Manne and beast: animals make a Quarterly appearance

Some readers may be familiar with a publication called the Quarterly Essay. This periodical was created to provide a forum for lengthy essay writing on important topical issues. The first edition, an essay by Robert Manne on the stolen generation of Aborigines, came out over ten years ago.

Forty-odd editions since have covered, a number of times each, contemporary topics like politics, international affairs, and the environment. For the first time in the series, the forty-fifth issue is about our moral relations to animals. Called “Us and Them: On the Importance of Animals”, it is a provocative piece by young writer Anna Krien.

Krien herself admits to pangs of self-doubt about attempting an essay on the topic of animals, rather than (say) the rise of China or asylum seekers or the media. But she pushed on, morally fortified by the recollection of a story about an orange cat who strayed into a Michigan prison, and softened the tough prison culture by allowing life-sentence prisoners to practice kindness. An essay about the importance of animals, she concluded, was worth pursuing.

The aim of Krien’s essay is to challenge our thinking about animals. She wants to do this, however, by deliberately not adverting to certain “positions” people espouse, such as vegetarianism or animal rights. Instead, she believes that there is a general, if often concealed, response to the modern treatment of animals which most of us share. What is this supposedly common view?
One thing she thinks we harbour is an often contradictory response to the treatment of animals; we hold a “minor clause” which enables us to say or pretend that x is wrong but y is OK, even if x morally approximates y. Perhaps an example might be someone who says that eating pork from factory farms is alright but that hunting for animal trophies is bad, or vice versa.

But the more important claim appears when she says this: “I am not weighing up whether our treatment of animals is just, because it isn’t. The age-old debate is a farce – deep down we all know it. The real question is, just how much of this injustice are we prepared to live with? That is the premise of this essay”.

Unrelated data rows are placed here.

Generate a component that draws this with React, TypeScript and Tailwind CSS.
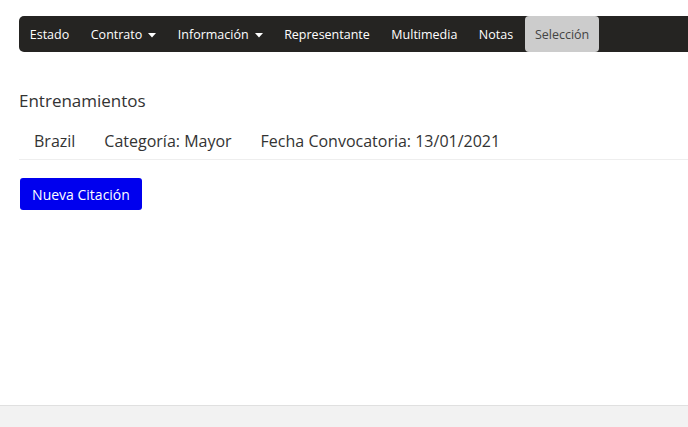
import { Fragment } from 'react'

const tabs = [
  { label: 'Estado' },
  { label: 'Contrato', caret: true },
  { label: 'Información', caret: true },
  { label: 'Representante' },
  { label: 'Multimedia' },
  { label: 'Notas' },
  { label: 'Selección', active: true },
]

function Caret() {
  return (
    <svg width="8" height="5" viewBox="0 0 8 5" className="ml-[6px] mt-[1px]">
      <path d="M0 0 L8 0 L4 4.5 Z" fill="currentColor" />
    </svg>
  )
}

export default function App() {
  return (
    <div
      className="min-h-[427px] flex flex-col bg-white text-[#333]"
      style={{ fontFamily: '"Open Sans", "Noto Sans", sans-serif' }}
    >
      <div className="flex-1 pt-4 pl-[19px]">
        {/* Navbar */}
        <nav className="flex items-stretch h-9 bg-[#252422] rounded-l-[5px]">
          {tabs.map((t) => (
            <Fragment key={t.label}>
              <div
                className={`flex items-center pt-[2px] text-[12.5px] ${
                  t.active
                    ? 'bg-[#cccccc] text-[#444] rounded-[4px] px-[10px] ml-[1px]'
                    : 'text-white px-[10.75px]'
                }`}
              >
                {t.label}
                {t.caret && <Caret />}
              </div>
            </Fragment>
          ))}
        </nav>

        {/* Content */}
        <h2 className="mt-[37px] text-[17px] leading-6">Entrenamientos</h2>
        <div className="flex items-center h-[38px] mt-[9px] pl-[15px] text-[16px] border-b border-[#eeeeee] gap-[29px]">
          <span>Brazil</span>
          <span>Categoría: Mayor</span>
          <span>Fecha Convocatoria: 13/01/2021</span>
        </div>
        <button className="mt-[18px] ml-[1px] h-8 w-[122px] bg-[#0000ee] text-white text-[14px] rounded-[3px]">
          Nueva Citación
        </button>
      </div>

      <footer className="h-[22px] bg-[#f2f2f2] border-t border-[#e0e0e0]" />
    </div>
  )
}
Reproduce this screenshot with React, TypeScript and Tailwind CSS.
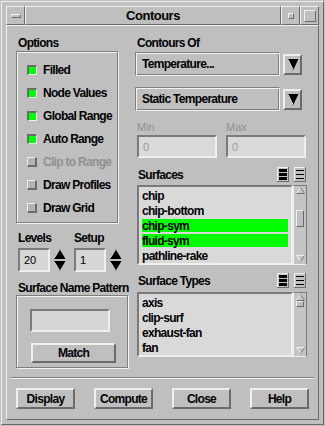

In order to illustrate and develop this claim the author describes three main examples or “encounters”. The first revolves around the now famous Four Corners expose “Bloody Business”, on live cattle export to Indonesian abattoirs (“It’s not something you can breathe through”, she writes).

Krien visits Indonesia and witnesses just how difficult it is to advance animal protection in a developing country with a very different culture. She discusses the Mark 1 MLA trip-boxes that have made cattle fall heavily on their sides. Accompanied by an Australian beef producer who has high expectations of animal welfare, she watches the killing of cattle under what, in Indonesia, are very good slaughter standards. But, even here, things go badly wrong. A moment’s lapse of concentration causes a half-stunned cow to come careening out of the box and slipping around in a panic on the blood and water.

Krien’s conclusion from her journalistic excursion is that the treatment of cattle – such as those sent from countries like Australia to Indonesia and the Middle East – is not “malicious or brutish”, and yet it is awful. The Four Corners report brought this vividly to our notice, although, she notes, public concern for beef cattle did not necessarily last.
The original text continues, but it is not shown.